No one ever went broke underestimating the intelligence of front page articles in the New York Times. The excrescence entitled “Abortion Issue Again Dividing Catholic Votes” appearing in the September 17 Times (the same number featuring Institute for America’s Future’s full-page ad) opened by introducing us to Matthew Figured, a Sunday school teacher at the Holy Roman Rosary Roman Catholic Church in Scranton, Pennsylvania—a member of the classic swing voting bloc in a classic swing city in the classic swing state of Pennslyvania, a town where, it’s not unreasonable to believe, thousands of voters are on the bubble between voting for the Democrats because of Central Pennsylvania’s mounting economic anxieties, or the Republicans because of the Central Pennsylvania’s long-standing cultural anxieties.
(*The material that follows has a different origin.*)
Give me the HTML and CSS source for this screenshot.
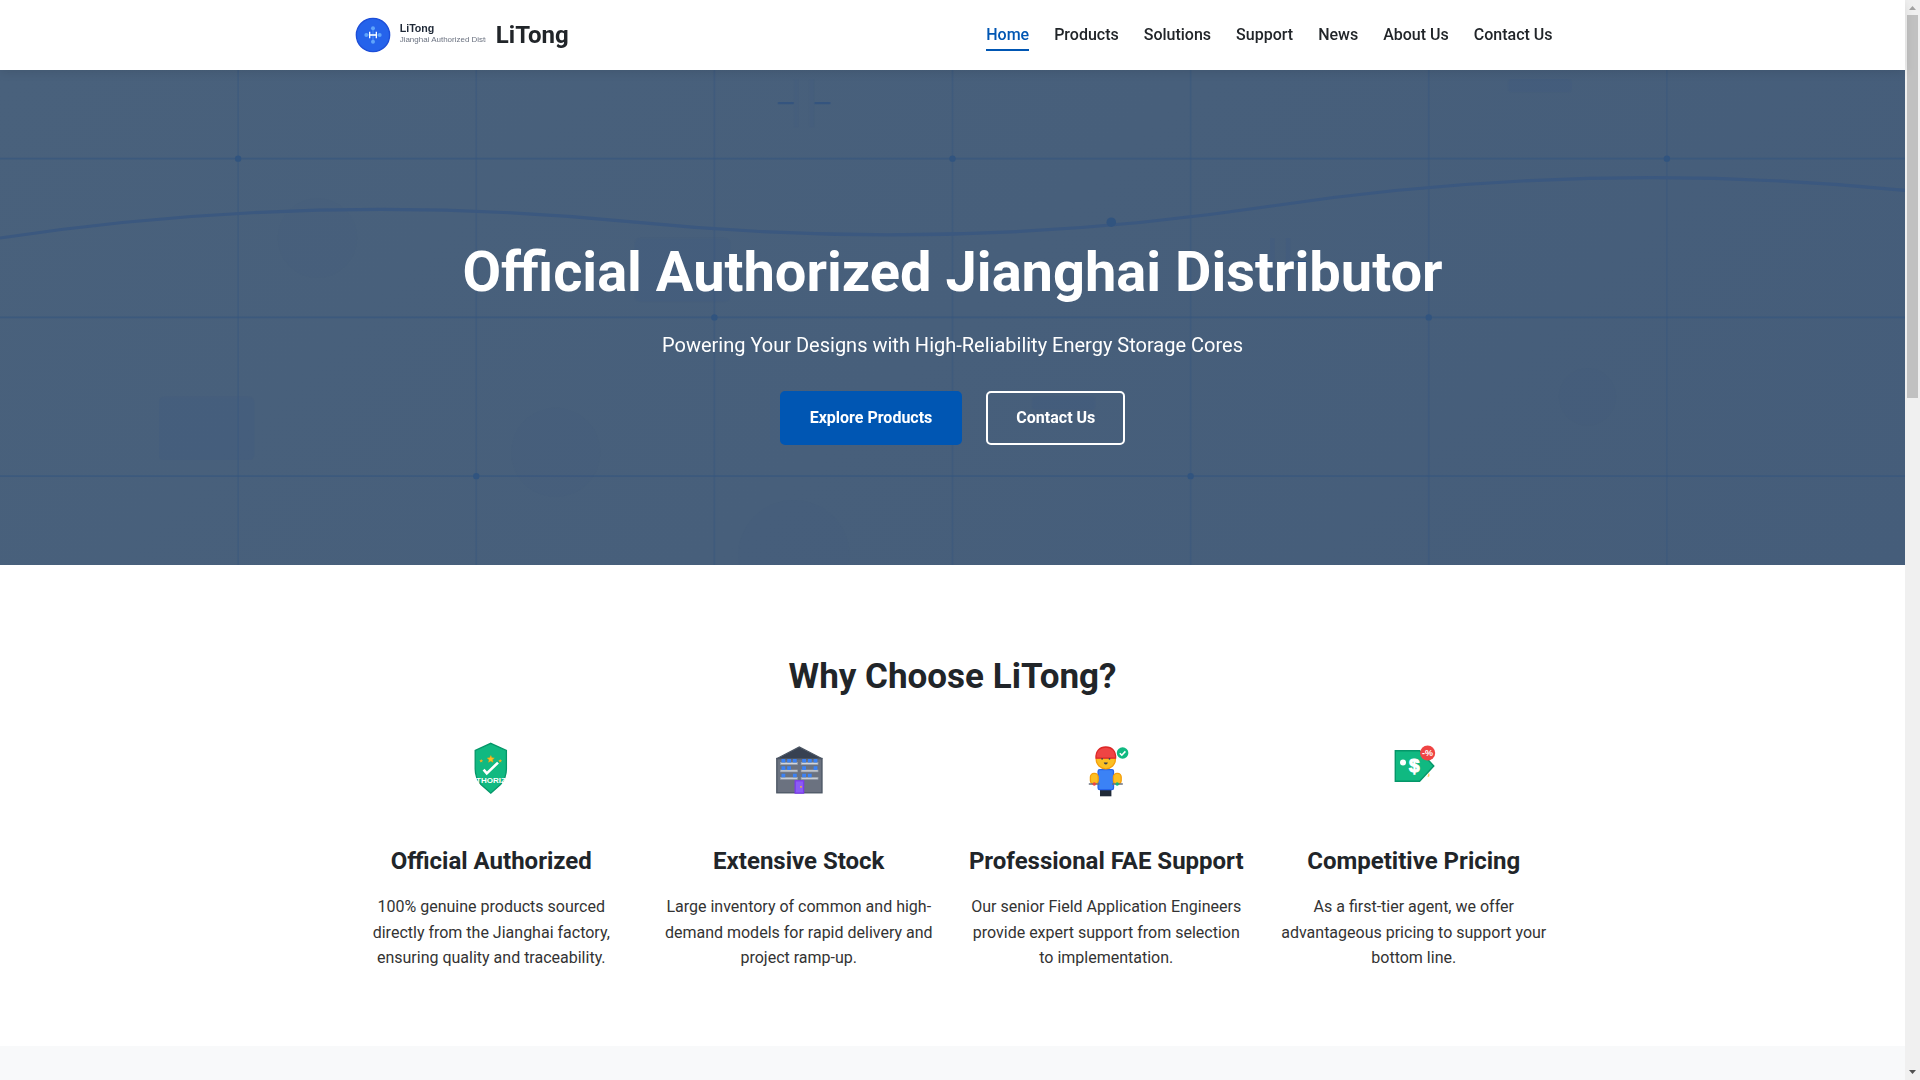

This Matt Figured, for one: he’s an economic liberal, down the line. But after his local bishop “plunged into the fray, barring Senator Joseph R. Biden Jr. of Delaware, the Democratic vice-presidential nominee, from receiving communion in the area because of his support for abortion rights,” the Sunday school teacher began leaning McCain. “People should straighten out their religious beliefs before they start making political decisions,” the Sunday school teacher explains to the Times . How well the Democrats honor Catholic voters’ antipathy to abortion, runs the article’s argument, may just determine the outcome of the presidential election. You would never know reading this article, though, that there is no objective basis for this conclusion whatsoever. The underlying narrative is simply made up, a figment of pundits’ fervid imaginations, fed by right-wing propaganda.

read on …

I’m sure this is part of the Times’ recent commitment to being useful idiots for social conservatives. But at least they could get the basic facts straight before they distort their meaning — as kind of a gesture to respectable journalism, if nothing else.